Tuesday, January 6, 2009
Women think with their brains. Men, with their penises?
{9:48 PM}


I had an assignment for one of my modules, "Understanding Relationship" whereby we had to talk about gender differences. How exactly does that work? Here's my take on it.

There has been a conflict to the definition of gender and sex differences for most of us. We tend to relate both of these definitions as referring to the physical being of oneself. However, they are different. Sex differences simply refer to the physical being of oneself; whether they are born as a male or a female. On the other hand, gender differences refer to the society mindset of how each gender is supposed to act, forcing them to conformity. The latter is what we are focusing on for this assignment.

To me, sometimes things in life don’t work out the way we want it. The society has somehow drafted out how we should behave and we simply conform to it most of the time. After marriage, men are supposed to work and support the family while the wife just stays at home and takes care of the children. Another example of how society has carved out the way gender roles work is when only men are supposed to be good at handy work (like fixing bulbs and broken toilet bowls) while women are exceedingly good at housework and sewing.

In my opinion, this all boils down to stereotyping. As such, we are less inclined to performing activities that are deemed too “manly” or too “feminine”. With that, it seems that men are only allowed to behave and feel in a certain way while women have their own set of code of conduct in which they have to live with. Gender difference may be something that we can change but as mentioned earlier, we are too rigid. This ends up with men and women feeling more inclined about their practice of being right about doing something.

Women tend to talk more about their emotions and focus on creating a rapport in their communication.

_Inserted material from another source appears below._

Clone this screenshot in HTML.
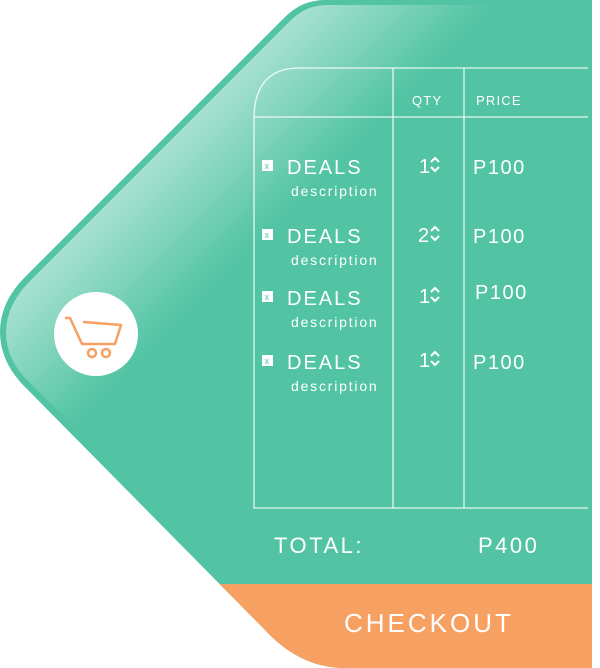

On the other hand, men are only concerned about analysing issues and solving problems. As such, women always complain that men don’t listen to what they say and then men would always say that women always don’t listen to their advices. The end result would be harsh accusations on each others’ part.

One perfect example would be between me and Sarah.

I have always been a perfectionist when it comes to projects. To me, I have always wanted to be the best and nothing is wrong unless I acknowledge it. There was once during a project that Sarah highlighted about something being wrong.

Sarah: Eh, the sentence structure looks wrong. Should we tweak it?
Me: Are you sure? It looks fine to me. I got distinction in English leh.
Sarah: Well, I was just saying. Relax ah.

At that point of time, it came across to me that she was putting me down and I got defensive. I felt insulted and couldn’t take the amendment. However, another friend came to me and told me that Sarah had meant no harm and was only trying to fix the way the sentence flowed. While I was more focused on finishing the task (and thus in the process though that everything was already well done), Sarah was more focused on the minute details in ensuring that the whole report would flow breezing. There was an issue of interpretation and understanding on both sides. After Sarah explained her case, indeed I had phrased the sentence wrongly. As a matter of fact, there had been other mistakes done as well.

While a women means A, the men would interpret it as B and vice versa. That’s when miscommunication comes to play.

Just last September, I was on a Community Trip to Cambodia. Two weeks passed just like that and we have to leave for home. The girls were crying (and so did some guys) as we bade them farewell. However, one of my bosom buddies, Charles, didn’t. My curiosity got the better of me and I asked him why he didn’t cry. I knew he was sad to leave but his facial expression was nonchalant. His reply simply told me about how his facade in general portrays how men feel.

“Boys don’t cry. We shed blood. Why should I cry and be like a woman?”

That alone, highlights what most men are made of. There was a need to save their face value. For women, the society views them as vulnerable beings and hence, it is normal to see girls expressing their sadness through their tears. In comparison, men are made to be of steel, and are expected to comfort girls as opposed to crying in such a situation. Men, in this context, want to be on the upper hand and not looked down at. Hence, they do not want to share their feelings for fear of being put in a disadvantage; possibly by other men as well as women. In Charles’ case, he was obviously veering to the society perception that women are more emotionally challenged. Well, this of course is subjective.

In all, gender difference is something we just have to live with. We can try to change it, but conformity is something that society just can’t get rid of easily. In today’s world, more women have turned to being career minded while some of the top chefs are easily men. As such, stereotyping and gender difference is slowly being eradicated; though as much as we would like to eliminate it, the presence is still imminent.


What do you think about it? I want to know your take.